Sunday, November 17, 2013

The Colt 45 Chronicle #44

This is an example of a letter written to myself, probably with the intention of reworking it into a letter to a friend. I remember I took a copy of it with me when I drove back to the West Coast from New York City in December of 1988. I quit my first career-track job at the Foundation Center after three months. I couldn't stand it. Nothing at the university had prepared me for the horror -- the horrible pettiness and ignobility -- of the 9-to-5 life.

The ostensible reason for the drive back to California was to return a VW bus to my father. Keeping it in New York City was not an option. My wife was in class all day and I was downtown at work. We had no parking space included as part of our married student housing. So we had to park the bus on the street which required frequent moves due the city's alternate side of street parking schedule. We accumulated tickets and the bus was broken into on more than one occasion.

I refer to myself below in the third person. The tone is semi-bombastic, par for the course for most of these youthful letters, which probably had something to do with the fact that I was normally drunk when I sat down at the word processor. I recount a morning after I stayed up all night writing a paper on Plato's Gorgias and then zonked from lack of sleep and too much speed getting lost in the Berkeley hills trying to find the house of my professor, kind old man Gregory Vlastos. My wife, who was still at that point my girlfriend, had recently moved out of our apartment so as to be better able to pursue her trists.

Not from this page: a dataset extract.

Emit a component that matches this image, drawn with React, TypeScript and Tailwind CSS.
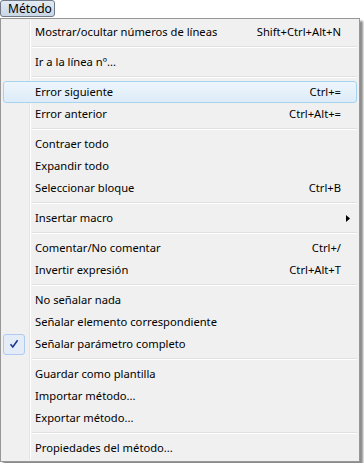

After I finally located Vlastos' house and slipped my paper under his door, I headed home via a route that took me through campus; that's where I ran into my professor Art Quinn and the departmental administrative assistant Andy who was working his throwing arm with one those big rubber bands. I think he belonged to a fast-pitch softball league.

Autumn 1988 
Cocksure and lesson-proof. Pay attention more to my brain and less to direction. A time when I listened to ON THE BEACH, when Ashley had moved out, when I had been left utterly alone and semi-adult with my graduate-class-on-Plato-with-the-foremost-scholar; friends poured in, wanting to see the new man, and all his new old furniture. Coming down off speed, off crystal, which he had been with so much during that period, the world was new for him. People came to him. The walk at dawn had gone on earlier, like Christ without a cross. The pilgrimage that meant nothing but burnt paper. You can't hold a candle to it. Talking to Quinn and Andy on the way back: Quinn was pitching Thomas Mann; I was pitching Homer; Andy was pitching pitching. -- Off to Chateau and Mark naked and the shitty out-of-place reggae music which was the choice over Irangate on the radio on the way to a Mastercard breakfast. Nothing can touch that time for what it was: William Henry Harrison, a Snuz fight, a rosewood legged chair that smelled like a dead dog; "Adorno as the Devil" by Lyotard; Shale with a girlfriend at last, crazy and gone.